Friday, August 23, 2019

Arkansas false imprisonment conviction not a person offense

Kimberly Streit Vogelsberg and Kasper C. Shirer won in State v. Ewing, No. 116,641 (Kan. August 2, 2019), obtaining a new sentencing hearing in a Sedgwick County theft and attempted aggravated burglary prosecution. The particular issue was whether a prior misdemeanor convictions from Arkansas were person offenses under the Kansas Sentencing Guidelines. The KSC applied its precedent in Wetrich (blogged about here), to hold that the Arkansas offense of false imprisonment was not identical or narrower than criminal restraint (a person offense): 

This shows that a person who would not be guilty of criminal restraint in Kansas might be guilty of second-degree false imprisonment in Arkansas. For instance, Kansas only requires probable cause to believe a person will or is about to take property to detain a person, while Arkansas requires actual "knowing concealment" of unpurchased property or the activation of an inventory control device after notice that one is in use. Accordingly, the Kansas crime is not comparable to second-degree false imprisonment in Arkansas because circumstances justifying an act otherwise constituting the Arkansas crime are not identical to or broader than those in Kansas.

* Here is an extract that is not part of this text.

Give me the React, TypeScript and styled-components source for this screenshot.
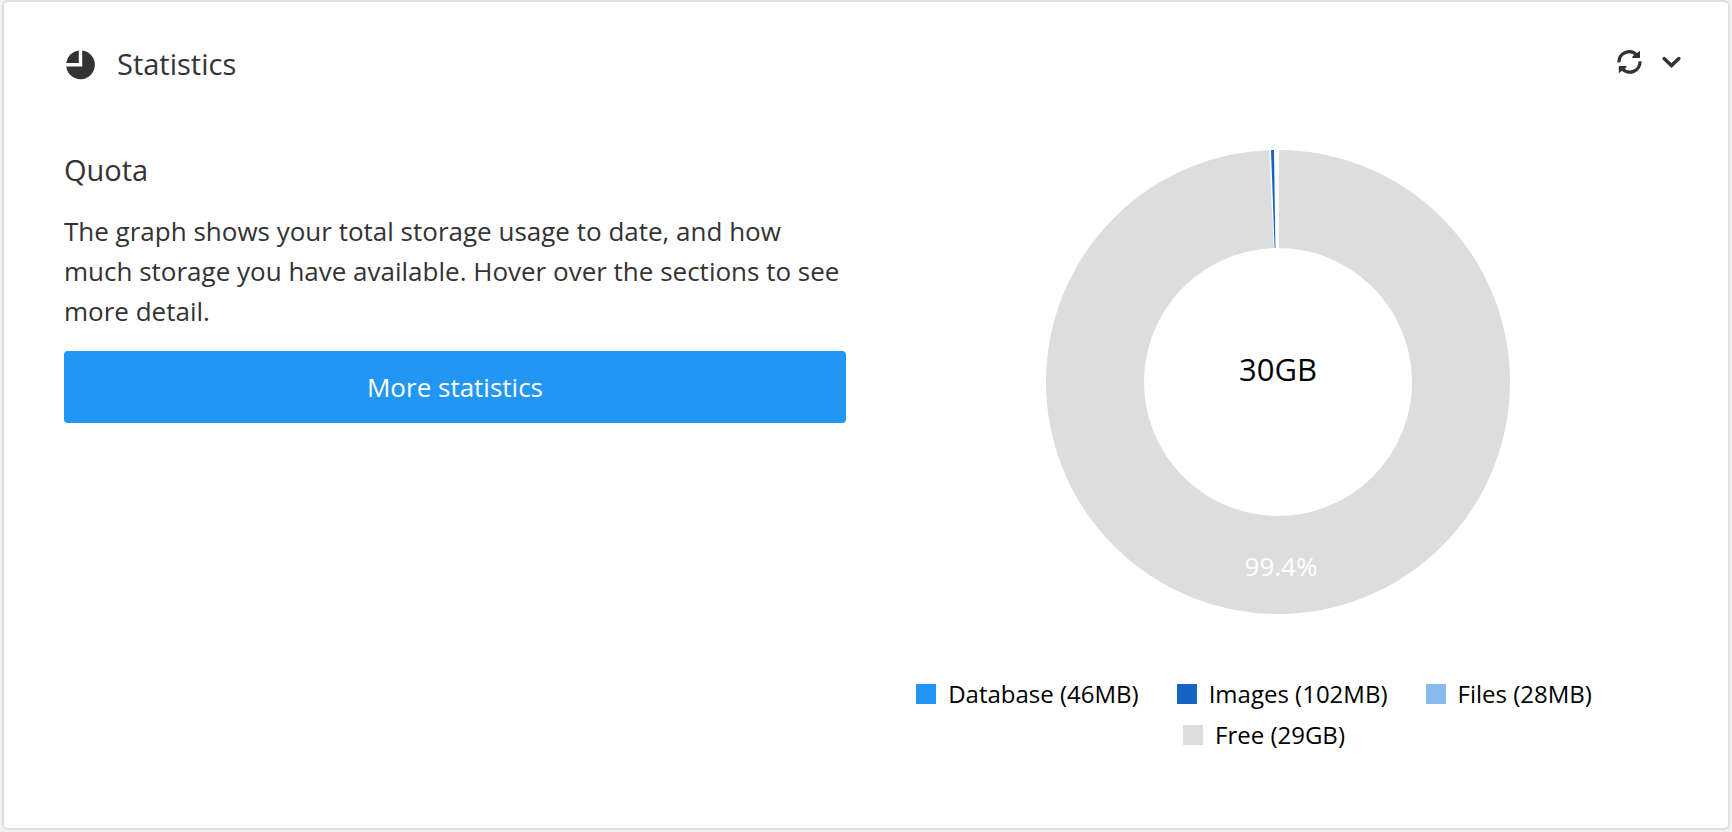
import React from "react";
import styled, { createGlobalStyle } from "styled-components";

const GlobalStyle = createGlobalStyle`
  * { box-sizing: border-box; }
  body {
    margin: 0;
    background: #f1f1f1;
    color: #333;
    font-family: "Open Sans", "Liberation Sans", sans-serif;
  }
`;

const Page = styled.main`
  display: flex;
  min-height: 100vh;
  padding: 0 2px 2px;
`;

const Card = styled.section`
  flex: 1;
  padding: 41px 60px 60px;
  background: #fff;
  border: 2px solid #dedede;
  border-radius: 6px;
`;

const Header = styled.header`
  display: flex;
  align-items: center;
  justify-content: space-between;
  margin-bottom: 64px;
  margin-right: -16px;
`;

const Title = styled.h2`
  display: flex;
  align-items: center;
  gap: 22px;
  margin: 0;
  font-size: 29px;
  line-height: 42px;
  font-weight: 400;
`;

const Actions = styled.div`
  display: flex;
  gap: 16px;
  padding-bottom: 4px;
`;

const IconButton = styled.button`
  display: flex;
  padding: 0;
  border: 0;
  background: none;
  color: #333;
  cursor: pointer;
`;

const Columns = styled.div`
  display: grid;
  grid-template-columns: 1fr 1fr;
  gap: 40px;
`;

const Subtitle = styled.h3`
  margin: 0 0 20px;
  font-size: 29px;
  line-height: 42px;
  font-weight: 400;
`;

const Text = styled.p`
  margin: 0 0 20px;
  font-size: 26px;
  line-height: 40px;
`;

const MoreButton = styled.button`
  width: 100%;
  height: 72px;
  border: 0;
  border-radius: 4px;
  background: #2196f3;
  color: #fff;
  font: inherit;
  font-size: 26px;
  cursor: pointer;
`;

const Chart = styled.figure`
  display: flex;
  flex-direction: column;
  align-items: center;
  margin: 0;
`;

const Donut = styled.svg`
  display: block;
  width: 466px;
  max-width: 100%;
  font-family: inherit;
`;

const Legend = styled.figcaption`
  display: flex;
  flex-direction: column;
  align-items: center;
  margin-top: 58px;
  padding-right: 26px;
  color: #000;
  font-size: 24px;
  line-height: 41px;
`;

const LegendRow = styled.div<{ $inset?: number }>`
  display: flex;
  gap: 38px;
  padding-right: ${(p) => p.$inset ?? 0}px;
`;

const LegendItem = styled.span<{ $color: string }>`
  display: flex;
  align-items: center;
  gap: 12px;
  white-space: nowrap;

  &::before {
    content: "";
    width: 20px;
    height: 20px;
    background: ${(p) => p.$color};
  }
`;

const PieIcon = () => (
  <svg width="31" height="31" viewBox="0 0 31 31" aria-hidden="true">
    <path d="M18.2 1.5A14.4 14.4 0 1 1 2.2 17.6H18.2Z" fill="#333" />
    <path d="M14.8 1.5V14H2.2A14.4 14.4 0 0 1 14.8 1.5Z" fill="#333" />
  </svg>
);

const RefreshIcon = () => (
  <svg width="26" height="26" viewBox="0 0 26 26" aria-hidden="true">
    <g fill="none" stroke="currentColor" strokeWidth="3.3">
      <path d="M3 13.4A10.2 10.2 0 0 1 20.9 6.3" />
      <path d="M24 12.4A10.2 10.2 0 0 1 6.1 19.6" />
    </g>
    <path d="M24 1.8V9H16.4V7.4Z" fill="currentColor" />
    <path d="M2.8 24.2V17H10.4V18.6Z" fill="currentColor" />
  </svg>
);

const ChevronIcon = () => (
  <svg width="26" height="26" viewBox="0 0 26 26" aria-hidden="true">
    <path
      d="M6.1 9.6L13.5 16.6L20.9 9.6"
      fill="none"
      stroke="currentColor"
      strokeWidth="3.5"
      strokeLinecap="round"
    />
  </svg>
);

export default function App() {
  return (
    <>
      <GlobalStyle />
      <Page>
        <Card>
          <Header>
            <Title>
              <PieIcon />
              Statistics
            </Title>
            <Actions>
              <IconButton type="button" aria-label="Refresh">
                <RefreshIcon />
              </IconButton>
              <IconButton type="button" aria-label="Collapse">
                <ChevronIcon />
              </IconButton>
            </Actions>
          </Header>
          <Columns>
            <div>
              <Subtitle>Quota</Subtitle>
              <Text>
                The graph shows your total storage usage to date, and how much
                storage you have available. Hover over the sections to see more
                detail.
              </Text>
              <MoreButton type="button">More statistics</MoreButton>
            </div>
            <Chart>
              <Donut viewBox="0 0 466 466" role="img" aria-label="Storage quota">
                <circle cx="234" cy="233" r="183" fill="none" stroke="#ddd" strokeWidth="98" />
                <path d="M225 0H235V103H230Z" fill="#fff" />
                <path d="M227 1H230L231.4 99H230.6Z" fill="#1565c0" />
                <text x="234" y="232" fontSize="31" textAnchor="middle" fill="#000">
                  30GB
                </text>
                <text x="237" y="427" fontSize="26" textAnchor="middle" fill="#fff">
                  99.4%
                </text>
              </Donut>
              <Legend>
                <LegendRow $inset={20}>
                  <LegendItem $color="#2196f3">Database (46MB)</LegendItem>
                  <LegendItem $color="#1565c0">Images (102MB)</LegendItem>
                  <LegendItem $color="#86b9ee">Files (28MB)</LegendItem>
                </LegendRow>
                <LegendRow>
                  <LegendItem $color="#ddd">Free (29GB)</LegendItem>
                </LegendRow>
              </Legend>
            </Chart>
          </Columns>
        </Card>
      </Page>
    </>
  );
}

The KSC also recognized that while some forms of battery in Arkansas were the same as battery in Kansas, some others were not because they were based on negligent conduct. The KSC applied its precedent in Obregon (blogged about here) to remand for the state to prove the subsection of the Arkansas battery statute involved in the Arkansas prior convictions (if necessary after reclassifying the false imprisonment conviction).

[Update: the state filed a motion for rehearing on August 23, 2019].

[Further update: the KSC denied the state's motion for rehearing and the mandate issued on October 3, 2019].